Differences between Biblical and Modern Hebrew

The best comparison is Shakespeare or King James English to modern English. It’s very similar, but yet different!

Subject/verb agreement is the same, noun/adjective agreement is the same,
direct-object pointer is the same.

Biblical Hebrew has a few extra things to learn,
that have basically been dropped in modern Hebrew. Such as the “noun-construct”,
the use of possessive suffixes.

The other difference is the vocabulary.
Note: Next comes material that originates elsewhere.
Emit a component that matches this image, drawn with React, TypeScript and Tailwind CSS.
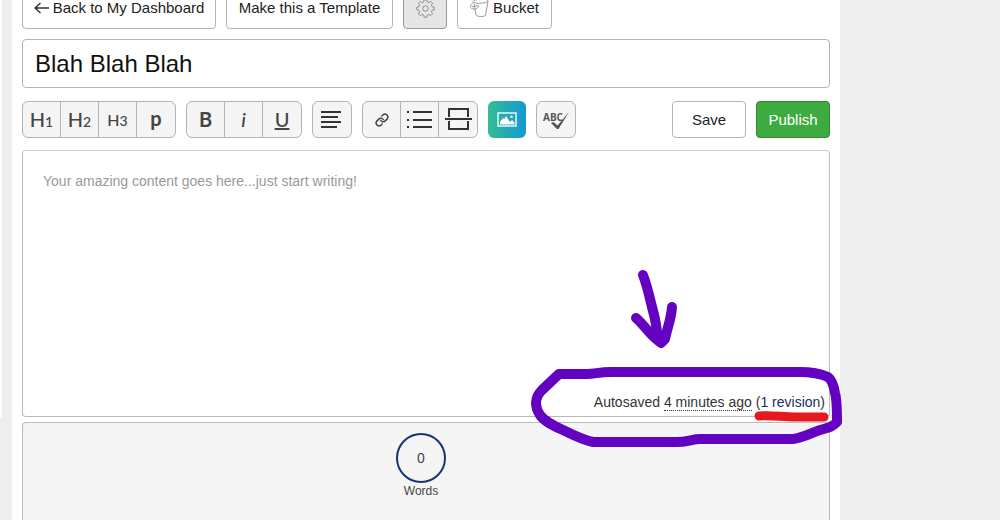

Here’s a brief vocab comparison:

Biblical Nouns: king, temple, breast-plate, tabernacle, high-priest, angel

Modern Nouns: car, taxi, airplane, waiter, check,
steak, computer, typewiter,

Nouns common to both: street/road, boat, meat, fish, honor, love, man/woman,

Biblical Verbs: slay, kill, punish,

Modern Verbs: drive, fly

Common Verbs: go, take, sit, say, speak, stand, build, honor, judge, buy, sell

Biblical Adjectives: righteous, sinful, without-blemish, pure

Modern Adjectives: colorful, ???

Common Adjectives: fast, slow, bright

Biblical Hebrew tends to use VSO (Verb Subject Object) instead of SVO (Subject Verb Object).

Biblical Hebrew makes extensive use of the VAV-Consecutive – where putting the letter VAV in front of a verb flips the tense.

Biblical Hebrew uses noun suffixes to show possession (SUSO = his horse). This is still sometimes used in Modern Hebrew, but modern Hebrew tends to prefer “SUS SHELO” = horse of his.